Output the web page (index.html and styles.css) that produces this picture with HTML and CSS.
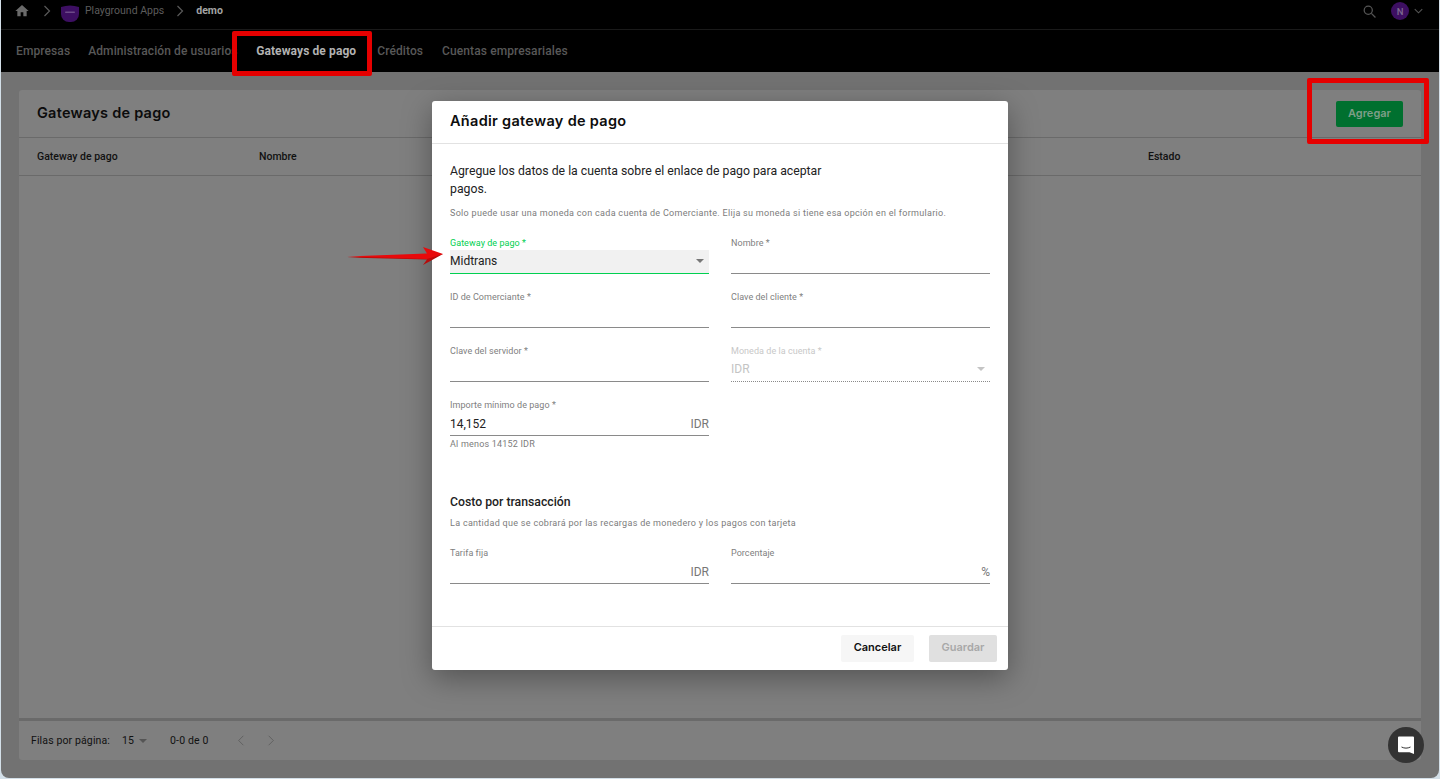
FILE: index.html
```html
<!DOCTYPE html>
<html lang="es">
<head>
<meta charset="utf-8">
<title>Gateways de pago</title>
<link rel="stylesheet" href="styles.css">
</head>
<body>
<div class="app">
  <header class="topbar">
    <div class="crumbs">
      <svg class="home" viewBox="0 0 24 24"><path d="M10 20v-6h4v6h5v-8h3L12 3 2 12h3v8z"/></svg>
      <svg class="crumb-chev" viewBox="0 0 10 12"><path d="M2.5 1l5 5-5 5"/></svg>
      <svg class="logo" viewBox="0 0 18 18"><path d="M0 3c3-1 6-1.500 9-1.500S15 2 18 3v7a8 8 0 0 1-8 8H8a8 8 0 0 1-8-8z"/><rect x="4" y="7.500" width="10" height="1.500" rx=".7" class="logo-t"/></svg>
      <span class="crumb-app">Playground Apps</span>
      <svg class="crumb-chev" viewBox="0 0 10 12"><path d="M2.5 1l5 5-5 5"/></svg>
      <span class="crumb-cur">demo</span>
    </div>
    <div class="user">
      <svg class="search" viewBox="0 0 24 24"><circle cx="10" cy="10" r="6.5"/><path d="M15 15l6.5 6.5"/></svg>
      <span class="avatar">N</span>
      <svg class="user-chev" viewBox="0 0 12 8"><path d="M1 1.500l5 5 5-5"/></svg>
    </div>
  </header>
  <nav class="tabs">
    <span class="tab">Empresas</span>
    <span class="tab">Administración de usuarios</span>
    <span class="tab tab-active">Gateways de pago</span>
    <span class="tab">Créditos</span>
    <span class="tab">Cuentas empresariales</span>
  </nav>
  <main class="content">
    <section class="card">
      <div class="card-head">
        <h1 class="card-title">Gateways de pago</h1>
        <button class="btn-add">Agregar</button>
      </div>
      <div class="thead">
        <span class="th th-gateway">Gateway de pago</span>
        <span class="th th-name">Nombre</span>
        <span class="th th-state">Estado</span>
      </div>
      <div class="tbody"></div>
      <div class="pager">
        <span class="pager-label">Filas por página:</span>
        <span class="pager-size">15</span>
        <svg class="caret pager-caret" viewBox="0 0 10 5"><path d="M0 0h10L5 5z"/></svg>
        <span class="pager-range">0-0 de 0</span>
        <svg class="pager-chev" viewBox="0 0 10 14"><path d="M8 1L2 7l6 6"/></svg>
        <svg class="pager-chev" viewBox="0 0 10 14"><path d="M2 1l6 6-6 6"/></svg>
      </div>
    </section>
  </main>

  <div class="modal">
    <div class="modal-head">Añadir gateway de pago</div>
    <div class="modal-body">
      <p class="intro">Agregue los datos de la cuenta sobre el enlace de pago para aceptar pagos.</p>
      <p class="hint">Solo puede usar una moneda con cada cuenta de Comerciante. Elija su moneda si tiene esa opción en el formulario.</p>
      <div class="grid">
        <div class="field field-focus">
          <label class="lab">Gateway de pago *</label>
          <div class="ctl">Midtrans<svg class="caret" viewBox="0 0 10 5"><path d="M0 0h10L5 5z"/></svg></div>
        </div>
        <div class="field"><label class="lab">Nombre *</label><div class="ctl"></div></div>
        <div class="field"><label class="lab">ID de Comerciante *</label><div class="ctl"></div></div>
        <div class="field"><label class="lab">Clave del cliente *</label><div class="ctl"></div></div>
        <div class="field"><label class="lab">Clave del servidor *</label><div class="ctl"></div></div>
        <div class="field field-off">
          <label class="lab">Moneda de la cuenta *</label>
          <div class="ctl">IDR<svg class="caret" viewBox="0 0 10 5"><path d="M0 0h10L5 5z"/></svg></div>
        </div>
        <div class="field">
          <label class="lab">Importe mínimo de pago *</label>
          <div class="ctl">14,152<span class="unit">IDR</span></div>
          <div class="help">Al menos 14152 IDR</div>
        </div>
      </div>
      <h2 class="sub">Costo por transacción</h2>
      <p class="hint hint-sub">La cantidad que se cobrará por las recargas de monedero y los pagos con tarjeta</p>
      <div class="grid">
        <div class="field"><label class="lab">Tarifa fija</label><div class="ctl"><span class="unit">IDR</span></div></div>
        <div class="field"><label class="lab">Porcentaje</label><div class="ctl"><span class="unit">%</span></div></div>
      </div>
    </div>
    <div class="modal-foot">
      <button class="btn-cancel">Cancelar</button>
      <button class="btn-save">Guardar</button>
    </div>
  </div>

  <div class="mark mark-tab"></div>
  <div class="mark mark-add"></div>
  <svg class="arrow" viewBox="0 0 96 24"><path class="arrow-dark" d="M0 12.500L80 14.500 76 20 96 9z"/><path class="arrow-main" d="M0 11.500L80 8.500 76 2 96 9 80 14z"/></svg>
  <div class="chat">
    <svg viewBox="0 0 18 18"><path d="M1 1.500a1 1 0 0 1 1-1h14a1 1 0 0 1 1 1V18l-4.500-1.800H2a1 1 0 0 1-1-1z" class="chat-b"/><path d="M4.500 11c3 1.500 6 1.500 9 0" class="chat-s"/></svg>
  </div>
</div>
</body>
</html>
```

FILE: styles.css
```css
* { box-sizing: border-box; }
html, body { margin: 0; height: 779px; overflow: hidden; }
body { background: #d3dfe8; font-family: Roboto, "Liberation Sans", sans-serif; color: #111; }

.app {
  position: relative;
  width: 1438px;
  height: 778px;
  margin: 0 1px;
  display: flex;
  flex-direction: column;
  background: #727272;
  border-radius: 0 0 8px 8px;
  overflow: hidden;
}

/* top bar */
.topbar {
  height: 30px;
  flex: none;
  background: #000;
  border-bottom: 1px solid #1a1a1a;
  display: flex;
  align-items: center;
  justify-content: space-between;
  padding: 0 16px 8px 13px;
}
.crumbs { display: flex; align-items: center; }
.home { width: 16px; height: 16px; fill: #6a6a6a; }
.crumb-chev { width: 10px; height: 12px; fill: none; stroke: #5a5a5a; stroke-width: 1.200; margin: 0 11px 0 12px; }
.logo { width: 18px; height: 18px; margin: 4px 6px 0 -2px; fill: #3d0f62; }
.logo-t { fill: #6d4a88; }
.crumb-app { font-size: 10.500px; color: #5c5c5c; }
.crumb-app + .crumb-chev { margin: 0 11px 0 11px; }
.crumb-cur { font-size: 10.500px; font-weight: 700; color: #a4a4a4; }
.user { display: flex; align-items: center; padding-top: 1px; }
.search { width: 15px; height: 15px; fill: none; stroke: #565656; stroke-width: 2; margin-right: 14px; }
.avatar {
  width: 18px; height: 18px; border-radius: 50%;
  background: #3d0f62; color: #7e6a90;
  font-size: 9.500px; font-weight: 500;
  display: flex; align-items: center; justify-content: center;
}
.user-chev { width: 9px; height: 6px; fill: none; stroke: #565656; stroke-width: 1.400; margin-left: 5px; }

/* tabs */
.tabs {
  height: 42px;
  flex: none;
  background: #000;
  display: flex;
  align-items: center;
  gap: 18px;
  padding: 0 15px 1px;
}
.tab { font-size: 12px; font-weight: 500; letter-spacing: .1px; color: #585858; white-space: nowrap; }
.tab-active { color: #b2b2b2; font-weight: 700; margin: 0 3px 0 .5px; }
.tab-active + .tab + .tab { margin-left: 1px; }

/* card */
.content { flex: 1; min-height: 0; padding: 18px 18px 18px 18px; }
.card {
  height: 100%;
  background: #7f7f7f;
  border-radius: 3px;
  display: flex;
  flex-direction: column;
}
.card-head {
  height: 48px; flex: none;
  display: flex; align-items: center; justify-content: space-between;
  padding: 0 18px;
  border-bottom: 1px solid #6a6a6a;
}
.card-title { margin: 0 0 2px; font-family: Inter, Lato, sans-serif; font-size: 14.500px; font-weight: 600; letter-spacing: .25px; color: #0c0c0c; }
.btn-add {
  width: 67px; height: 26px; border: 0; border-radius: 2px; padding: 0 0 2px;
  background: #00702f; color: #7d9e88;
  font-family: Inter, Lato, sans-serif; font-size: 11px; font-weight: 600;
}
.thead {
  height: 38px; flex: none;
  display: flex; align-items: center;
  padding-left: 18px;
  border-bottom: 1px solid #6a6a6a;
}
.th { font-size: 10.500px; font-weight: 500; color: #111; }
.th-gateway { width: 222px; }
.th-name { width: 889px; }
.tbody { flex: 1; border-bottom: 3px solid #6a6a6a; }
.pager { height: 39px; flex: none; display: flex; align-items: center; padding-left: 12px; font-size: 10.500px; letter-spacing: .13px; color: #111; }
.pager-size { margin-left: 12px; }
.caret { width: 8px; height: 4px; fill: #555; }
.pager-caret { margin-left: 5px; }
.pager-range { margin-left: 23px; }
.pager-chev { width: 8px; height: 11px; fill: none; stroke: #606060; stroke-width: 1.200; margin-left: 22px; }
.pager-range + .pager-chev { margin-left: 29px; }

/* modal */
.modal {
  position: absolute;
  left: 431px;
  top: 101px;
  width: 576px;
  height: 569px;
  background: #fff;
  border-radius: 3px;
  display: flex;
  flex-direction: column;
  box-shadow: 0 8px 30px rgba(0,0,0,.35);
}
.modal-head {
  height: 43px; flex: none;
  display: flex; align-items: center;
  padding: 0 18px 3px;
  border-bottom: 1px solid #e2e2e2;
  font-family: Inter, Lato, sans-serif; font-size: 14.500px; font-weight: 600; letter-spacing: .3px; color: #0d0d0d;
}
.modal-body { flex: 1; padding: 18px 18px 0; }
.intro { margin: 0; width: 400px; font-size: 12.250px; line-height: 18px; color: #222; }
.hint { margin: 8px 0 0; font-size: 9px; line-height: 14px; letter-spacing: .3px; color: #7c7c7c; white-space: nowrap; }
.grid { display: grid; grid-template-columns: 259px 259px; column-gap: 22px; row-gap: 17px; margin-top: 17px; }
.field { height: 37px; }
.lab { display: block; height: 13px; font-size: 9px; line-height: 12px; letter-spacing: .05px; color: #808080; }
.ctl {
  height: 24px;
  display: flex; align-items: center; justify-content: space-between;
  border-bottom: 1px solid #8a8a8a;
  font-size: 12px; color: #222;
}
.unit { margin-left: auto; font-size: 12px; color: #777; }
.help { margin-top: 2px; font-size: 9px; line-height: 12px; letter-spacing: .2px; color: #7c7c7c; }
.field-focus .lab { color: #00d050; }
.field-focus .ctl { background: #f1f1f1; border-bottom-color: #00d050; padding: 0 5px 1px 0; }
.field-focus .caret { fill: #777; }
.field-off .lab { color: #c8c8c8; }
.field-off .ctl { color: #c4c4c4; border-bottom: 1px dotted #8a8a8a; padding: 0 5px 1px 0; }
.field-off .caret { fill: #c4c4c4; }
.sub { margin: 57px 0 0; font-size: 12.250px; line-height: 18px; font-weight: 500; color: #222; }
.hint-sub { margin-top: 5px; }
.modal-foot {
  height: 44px; flex: none;
  display: flex; align-items: center; justify-content: flex-end; gap: 15px;
  padding: 0 11px;
  border-top: 1px solid #e2e2e2;
}
.btn-cancel, .btn-save {
  height: 27px; border: 0; border-radius: 2px; padding: 0 0 3px;
  font-family: Inter, Lato, sans-serif; font-size: 11px; font-weight: 600;
}
.btn-cancel { width: 73px; background: #f6f6f6; color: #111; }
.btn-save { width: 68px; background: #e0e0e0; color: #a8a8a8; }

/* annotations */
.mark { position: absolute; border: 5px solid #e60000; border-radius: 2px; }
.mark-tab { left: 231px; top: 31px; width: 140px; height: 45px; }
.mark-add { left: 1306px; top: 78px; width: 122px; height: 66px; }
.arrow { position: absolute; left: 346px; top: 245px; width: 96px; height: 24px; }
.arrow-main { fill: #e8090b; }
.arrow-dark { fill: #b80a0a; }

.chat {
  position: absolute; left: 1387px; top: 727px;
  width: 36px; height: 36px; border-radius: 50%;
  background: #333;
  display: flex; align-items: center; justify-content: center;
}
.chat svg { width: 18px; height: 18px; }
.chat-b { fill: #fff; }
.chat-s { fill: none; stroke: #333; stroke-width: 1; }
```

What to work on: Going through the data, tally the lines containing "index" and report only the result.

Complete output: 2